Trump’s national security adviser says “the evidence” of Russian involvement in the 2016 election “is now really incontrovertible and available in the public domain,” and other members of the administration have talked tough on nuclear weapons proliferation and closing consulates. Still, Trump himself has taken Putin’s word over those of his own intelligence agencies, his hand-picked national security officers, and his own government.

Matthew Yglesias noted that Trump has been quick to defend Russian atrocities even to the point of implying that America is just as bad (not “innocent” of a lot of killing) and Trump has consistently defended Russia despite constant pushback from the press, other Republicans, and even his own cabinet.

For years Trump bragged about his relationship with Putin. Lately Trump has claimed they never even met.

Trump spent a good deal of time acting as a Putin spokesperson in the American press:

  • In an October 13, 2015, interview with the Guardian, Trump defended Russia’s intervention in the Syrian civil war, arguing that Putin is “going to want to bomb ISIS because he doesn’t want ISIS going into Russia and so he’s going to want to bomb ISIS.”
  • When Joe Scarborough asked about Putin’s habit of murdering critical journalists on December 18, 2015, Trump replied with a weird form of whataboutism: “I think our country does plenty of killing also, Joe, so you know. There’s a lot of stupidity going on in the world right now, a lot of killing going on, a lot of stupidity.”
  • “I haven’t seen any evidence that he killed anybody in terms of reporters,” Trump said in a December 20 interview with The Week on ABC.
  • “Have they found him guilty?” Trump asked rhetorically when Fox Business News’ Maria Bartiromo pressed him about Litvinenko’s murder in a January 26, 2016, interview. “I don’t think they’ve found him guilty.”
  • “There are a lot of killers,” Trump said during a Super Bowl interview with Bill O’Reilly in February 2016. “Do you think our country is so innocent? Do you think our country is so innocent?…

“There’s nothing I can think of that I’d rather do than have Russia friendly,” he said in a July 27, 2016, news conference…

Later that day at a campaign rally, Trump said, “wouldn’t it be a great thing if we could get along with Putin?” During the October 9 presidential debate, Trump returned to the theme that “I think it would be great if we got along with Russia because we could fight ISIS together, as an example.”

Shortly before Inauguration Day, on January 11, 2017, Trump said, “If Putin likes Donald Trump, I consider that an asset, not a liability, because we have a horrible relationship with Russia. Russia can help us fight ISIS.”

Trump’s early personnel and policy moves matched up with this desire.

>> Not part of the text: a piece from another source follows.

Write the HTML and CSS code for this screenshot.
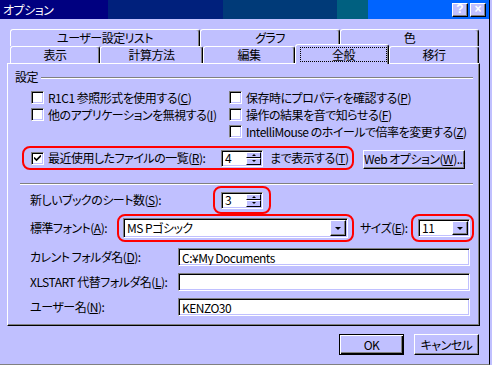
FILE: index.html
```html
<!DOCTYPE html>
<html lang="ja">
<head>
  <meta charset="UTF-8" />
  <title>オプション</title>
  <link rel="stylesheet" href="styles.css">
</head>
<body>

<div class="window">
  <div class="titlebar">
    <span class="title">オプション</span>
    <div class="caption-btns">
      <button class="cap">?</button>
      <button class="cap">×</button>
    </div>
  </div>

  <div class="tabs">
    <div class="tabrow">
      <div class="tab w-user">ユーザー設定リスト</div>
      <div class="tab w-graph">グラフ</div>
      <div class="tab w-color">色</div>
    </div>
    <div class="tabrow">
      <div class="tab w-view">表示</div>
      <div class="tab w-calc">計算方法</div>
      <div class="tab w-edit">編集</div>
      <div class="tab w-general selected"><span class="focus">全般</span></div>
      <div class="tab w-move">移行</div>
    </div>
  </div>

  <div class="panel">
    <div class="group-head"><span>設定</span><div class="etch"></div></div>

    <div class="checks">
      <label class="chk"><span class="box"></span><span class="chk-text">R1C1 参照形式を使用する(<u>C</u>)</span></label>
      <label class="chk"><span class="box"></span><span class="chk-text">保存時にプロパティを確認する(<u>P</u>)</span></label>
      <label class="chk"><span class="box"></span><span class="chk-text">他のアプリケーションを無視する(<u>I</u>)</span></label>
      <label class="chk"><span class="box"></span><span class="chk-text">操作の結果を音で知らせる(<u>F</u>)</span></label>
      <div></div>
      <label class="chk"><span class="box"></span><span class="chk-text">IntelliMouse のホイールで倍率を変更する(<u>Z</u>)</span></label>
    </div>

    <div class="recent-row">
      <div class="mark mark-recent">
        <span class="box checked">
          <svg width="7" height="7" viewBox="0 0 7 7"><path d="M0 2.5 L2.5 5 L7 0.5" stroke="#000" stroke-width="1.6" fill="none"/></svg>
        </span>
        <span class="recent-label">最近使用したファイルの一覧(<u>R</u>):</span>
        <div class="spin sunken">
          <input type="text" value="4">
          <div class="spin-btns"><span class="up"></span><span class="down"></span></div>
        </div>
        <span class="after">まで表示する(<u>T</u>)</span>
      </div>
      <button class="btn web-btn">Web オプション(<u>W</u>)...</button>
    </div>

    <div class="sep"></div>

    <div class="opt-row">
      <span class="lbl-sheets">新しいブックのシート数(<u>S</u>):</span>
      <div class="mark mark-sheets">
        <div class="spin sunken">
          <input type="text" value="3">
          <div class="spin-btns"><span class="up"></span><span class="down"></span></div>
        </div>
      </div>
    </div>

    <div class="opt-row">
      <span class="lbl-font">標準フォント(<u>A</u>):</span>
      <div class="mark mark-font">
        <div class="combo combo-font sunken"><span>MS Pゴシック</span><div class="drop"></div></div>
      </div>
      <span class="lbl-size">サイズ(<u>E</u>):</span>
      <div class="mark mark-size">
        <div class="combo combo-size sunken"><span>11</span><div class="drop"></div></div>
      </div>
    </div>

    <div class="fields">
      <div class="field-row">
        <span class="lbl">カレント フォルダ名(<u>D</u>):</span>
        <input class="text sunken" type="text" value="C:¥My Documents">
      </div>
      <div class="field-row">
        <span class="lbl">XLSTART 代替フォルダ名(<u>L</u>):</span>
        <input class="text sunken" type="text" value="">
      </div>
      <div class="field-row">
        <span class="lbl">ユーザー名(<u>N</u>):</span>
        <input class="text sunken" type="text" value="KENZO30">
      </div>
    </div>
  </div>

  <div class="footer">
    <button class="btn default">OK</button>
    <button class="btn">キャンセル</button>
  </div>
</div>

</body>
</html>
```

FILE: styles.css
```css
:root {
  --face: #c0c0ff;
  --shadow: #808080;
  --dark: #000000;
  --light: #ffffff;
  --mark: #ff0000;
}

* {
  box-sizing: border-box;
}

body {
  margin: 0;
  overflow: hidden;
  background: var(--face);
  font-family: "Noto Sans CJK JP", sans-serif;
  font-size: 12px;
  line-height: 14px;
  letter-spacing: -0.5px;
  color: #000;
  font-feature-settings: "palt";
}

button, input {
  font: inherit;
  letter-spacing: inherit;
  color: inherit;
  margin: 0;
  padding: 0;
}

.window {
  width: 490px;
  height: 365px;
  background: var(--face);
  border-right: 1px solid var(--dark);
  border-bottom: 1px solid var(--shadow);
  display: flex;
  flex-direction: column;
}

/* title bar */
.titlebar {
  flex: none;
  height: 19px;
  display: flex;
  align-items: center;
  justify-content: space-between;
  padding: 0 3px 0 3px;
  color: #fff;
  background: linear-gradient(to right,
    #000080 0, #000080 108px,
    #00207c 108px, #00207c 223px,
    #003a78 223px, #003a78 337px,
    #006080 337px, #006080 368px,
    #0064ff 368px);
}

.caption-btns {
  display: flex;
  gap: 2px;
}

.cap {
  width: 16px;
  height: 14px;
  background: var(--face);
  border: 1px solid;
  border-color: var(--light) var(--dark) var(--dark) var(--light);
  box-shadow: inset -1px -1px var(--shadow);
  font-family: "Liberation Sans", sans-serif;
  font-weight: bold;
  font-size: 12px;
  line-height: 11px;
  letter-spacing: 0;
}

/* tabs */
.tabs {
  flex: none;
  margin-top: 10px;
  padding-left: 10px;
}

.tabrow {
  display: flex;
  height: 17px;
}

.tab {
  height: 17px;
  background: var(--face);
  border: 1px solid;
  border-bottom: none;
  border-color: var(--light) var(--dark) transparent var(--light);
  border-radius: 3px 3px 0 0;
  box-shadow: inset -1px 0 var(--shadow);
  text-align: center;
  line-height: 15px;
  white-space: nowrap;
}

.w-user { width: 190px; }
.w-graph { width: 140px; }
.w-color { width: 139px; }
.w-view { width: 90px; }
.w-calc { width: 103px; }
.w-edit { width: 92px; }
.w-general { width: 94px; }
.w-move { width: 90px; }

.tab.selected {
  position: relative;
  z-index: 1;
  height: 20px;
  margin-top: -2px;
}

.focus {
  display: block;
  height: 15px;
  margin: 2px 1px 0 4px;
  border: 1px dotted #000;
  line-height: 13px;
}

/* panel */
.panel {
  flex: none;
  margin-left: 7px;
  width: 473px;
  height: 263px;
  border: 1px solid;
  border-color: var(--light) var(--dark) var(--dark) var(--light);
  box-shadow: inset -1px -1px var(--shadow);
  display: flex;
  flex-direction: column;
}

.group-head {
  margin-top: 5px;
  height: 16px;
  display: flex;
  align-items: center;
  padding: 0 6px 0 7px;
}

.etch {
  flex: 1;
  margin-left: 3px;
  margin-top: 2px;
  border-top: 1px solid var(--shadow);
  border-bottom: 1px solid var(--light);
}

.checks {
  margin-top: 4px;
  padding-left: 23px;
  display: grid;
  grid-template-columns: 198px 1fr;
  grid-auto-rows: 17px;
}

.chk {
  display: flex;
  align-items: center;
  white-space: nowrap;
}

.chk-text {
  margin-left: 4px;
}

.box {
  flex: none;
  width: 13px;
  height: 13px;
  background: #fff;
  border: 1px solid;
  border-color: var(--shadow) var(--light) var(--light) var(--shadow);
  box-shadow: inset 1px 1px var(--dark), inset -1px -1px var(--face);
  display: flex;
  align-items: center;
  justify-content: center;
}

.box svg {
  display: block;
}

/* red marks */
.mark {
  flex: none;
  display: flex;
  align-items: center;
  border: 2px solid var(--mark);
  border-radius: 8px;
}

.recent-row {
  margin-top: 6px;
  margin-left: 14px;
  height: 24px;
  display: flex;
  align-items: center;
}

.mark-recent {
  width: 332px;
  height: 24px;
  padding-left: 7px;
}

.recent-label {
  width: 173px;
  margin-left: 4px;
  white-space: nowrap;
}

.after {
  margin-left: 7px;
  white-space: nowrap;
}

/* sunken fields */
.sunken {
  background: #fff;
  border: 1px solid;
  border-color: var(--shadow) var(--light) var(--light) var(--shadow);
  box-shadow: inset 1px 1px var(--dark), inset -1px -1px var(--face);
}

.spin {
  flex: none;
  width: 42px;
  height: 17px;
  display: flex;
}

.spin input {
  width: 24px;
  border: none;
  outline: none;
  background: transparent;
  padding-left: 3px;
  line-height: 14px;
}

.spin-btns {
  margin: 1px 1px 1px auto;
  width: 15px;
  display: flex;
  flex-direction: column;
}

.spin-btns span {
  flex: 1;
  background: var(--face);
  border: 1px solid;
  border-color: var(--light) var(--dark) var(--dark) var(--light);
  display: flex;
  align-items: center;
  justify-content: center;
}

.spin-btns .up::after {
  content: "";
  border-left: 2px solid transparent;
  border-right: 2px solid transparent;
  border-bottom: 2px solid #000;
}

.spin-btns .down::after {
  content: "";
  border-left: 2px solid transparent;
  border-right: 2px solid transparent;
  border-top: 2px solid #000;
}

.sep {
  margin-top: 13px;
  margin-left: 12px;
  width: 453px;
  border-top: 1px solid var(--shadow);
  border-bottom: 1px solid var(--light);
}

.opt-row {
  height: 28px;
  padding-left: 22px;
  display: flex;
  align-items: center;
  white-space: nowrap;
}

.sep + .opt-row {
  margin-top: 1px;
}

.lbl-sheets { width: 183px; }
.lbl-font { width: 87px; }
.lbl-size { width: 51px; margin-left: 6px; }

.mark-sheets {
  width: 58px;
  height: 28px;
  padding-left: 6px;
}

.mark-font {
  width: 237px;
  height: 28px;
  padding-left: 4px;
}

.mark-size {
  width: 63px;
  height: 28px;
  padding-left: 5px;
}

.combo {
  flex: none;
  display: flex;
  align-items: center;
}

.combo span {
  flex: 1;
  padding-left: 3px;
}

.combo-font {
  width: 225px;
  height: 20px;
}

.combo-size {
  width: 52px;
  height: 18px;
}

.drop {
  align-self: stretch;
  width: 16px;
  margin: 1px;
  background: var(--face);
  border: 1px solid;
  border-color: var(--light) var(--dark) var(--dark) var(--light);
  box-shadow: inset -1px -1px var(--shadow);
  display: flex;
  align-items: center;
  justify-content: center;
}

.drop::after {
  content: "";
  border-left: 3px solid transparent;
  border-right: 3px solid transparent;
  border-top: 3px solid #000;
}

.fields {
  margin-top: 6px;
  padding-left: 22px;
  display: flex;
  flex-direction: column;
  gap: 7px;
}

.field-row {
  height: 18px;
  display: flex;
  align-items: center;
  white-space: nowrap;
}

.field-row .lbl {
  width: 148px;
}

.text {
  width: 292px;
  height: 18px;
  padding-left: 3px;
  outline: none;
}

/* buttons */
.btn {
  height: 21px;
  background: var(--face);
  border: 1px solid;
  border-color: var(--light) var(--dark) var(--dark) var(--light);
  box-shadow: inset -1px -1px var(--shadow);
  white-space: nowrap;
  cursor: pointer;
}

.web-btn {
  width: 102px;
  height: 19px;
  margin-left: 9px;
  margin-top: 2px;
}

.footer {
  margin-top: 8px;
  padding-right: 10px;
  display: flex;
  justify-content: flex-end;
  gap: 10px;
}

.footer .btn {
  width: 65px;
}

.btn.default {
  border-color: var(--dark);
  box-shadow: inset 1px 1px var(--light), inset -1px -1px var(--dark), inset -2px -2px var(--shadow);
}
```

He quickly tapped retired Lt. Gen. Michael Flynn, known as an outlier among American military and intelligence professionals for his pro-Russian views, to serve as his national security adviser. And he bypassed the entire range of conventionally qualified candidates to serve as secretary of state in favor of Exxon executive Rex Tillerson, a former recipient of Russia’s Order of Friendship award. Early in his administration, Trump aimed to relax sanctions on Russia, only to back down in the face of congressional opposition….

Perhaps most shockingly, Trump’s own team of advisers had to drag him kicking and screaming into affirming America’s commitment to upholding [NATO]. …It was a bizarre thing to do, it clearly benefitted Russian foreign policy objectives, and it offered nothing but political downside for Trump.

…the big picture here is that Trump remains stubbornly unwilling to break with Putin and the Kremlin. The president used to regularly brag about his contacts with the leaders of the Russian government. The president won the election with the helping hand of the Russian government. The president repeatedly expressed his desire to change US foreign policy in a more pro-Russian direction. And though the president has, so far, been largely stymied in his efforts to do this seems to be straining against constraints imposed by the leadership of his own party and his own foreign policy team.

Trump’s efforts have been scarily effective at getting the Republican base to flip its opinion away from it’s nearly century-long tradition of thinking Russia is America’s adversary and an authoritarian enemy of freedom, to thinking that Russia is an ally in the struggle to make America great again.

Matt Yglesias also argues that the Trump’s administration has been amazingly successful at keeping secrets. For example, no administration since well before Nixon has succeeded at keep income tax records secret.  Nixon tried to keep his taxes secret, but we all know how that worked out for him.

We don’t know why Trump decided to fire Flynn (the stated reason that he “lied to Mike Pence” doesn’t pass the laugh test), whether he was told of the domestic abuse allegations against then-White House staff secretary Rob Porter, what’s on the Apprentice outtake footage that producer Mark Burnett is keeping locked up, why exactly Trump handed some choice Israeli intelligence to the Russian foreign minister, who financed the hush money payments to porn star Stormy Daniels, or any of a dozen other major questions about Trump.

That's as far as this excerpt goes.